By Wolf Richter for WOLF STREET.

The Census Bureau reported today that ecommerce sales in Q2 rose by 6.6% from Q2 2023, and by 15.7% from Q2 2022 to $282 billion. But retail sales without ecommerce — so brick-and-mortar sales — inched up only 1.0% year-over-year, to $1.85 trillion, and were roughly flat with Q2 2022 (all figures not seasonally adjusted).

Since the end of 2018, ecommerce sales have soared by 121.6% (red line), while retail sales without ecommerce — brick-and-mortar sales — have risen only 28.6%, and note the stagnation since Q2 2022 (blue line and purple box).

Ecommerce has been growing at far faster rates than brick-and-mortar retail from the beginning. In the first half of 2020, ecommerce sales exploded, while brick-and-mortar sales fell. In the second half of 2020 and through the high-inflation years 2021 and 2022, they bounced back, but not enough to prevent the gap from widening further.

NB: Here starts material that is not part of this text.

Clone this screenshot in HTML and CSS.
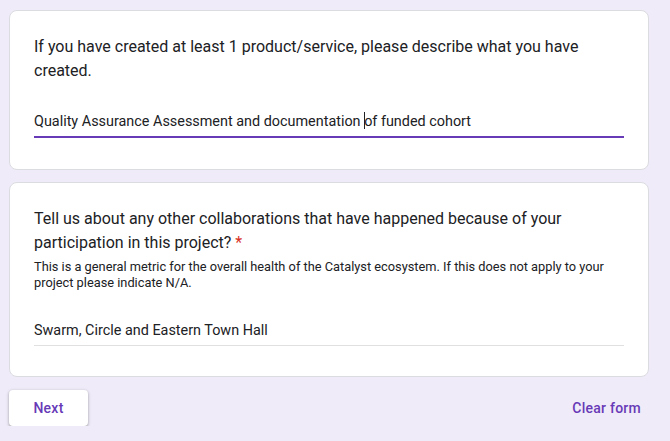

But starting in Q2 2022, with inflation in goods beginning to fade, brick-and-mortar sales stagnated while ecommerce sales kept surging.

Walmart keeps saying the same thing quarter after quarter: Its ecommerce sales are booming – last week, Walmart US reported 22% year-over-year growth in ecommerce sales for its second quarter. And it reported that grocery sales are strong; it’s the largest grocer in the US. But the rest of the stuff at its brick-and-mortar stores is weak.

Many dozens of brick-and-mortar chain stores and countless regional chains and major independent stores that didn’t get the message about ecommerce and groceries – such as department stores – have collapsed into bankruptcy over the years and are gone, in a phenomenon that we’ve called since 2016, the Brick-and-Mortar Meltdown.

Ecommerce sales on a seasonally adjusted basis rose to a new record in Q2 of $292 billion (red in the chart below), according to the Census Bureau today.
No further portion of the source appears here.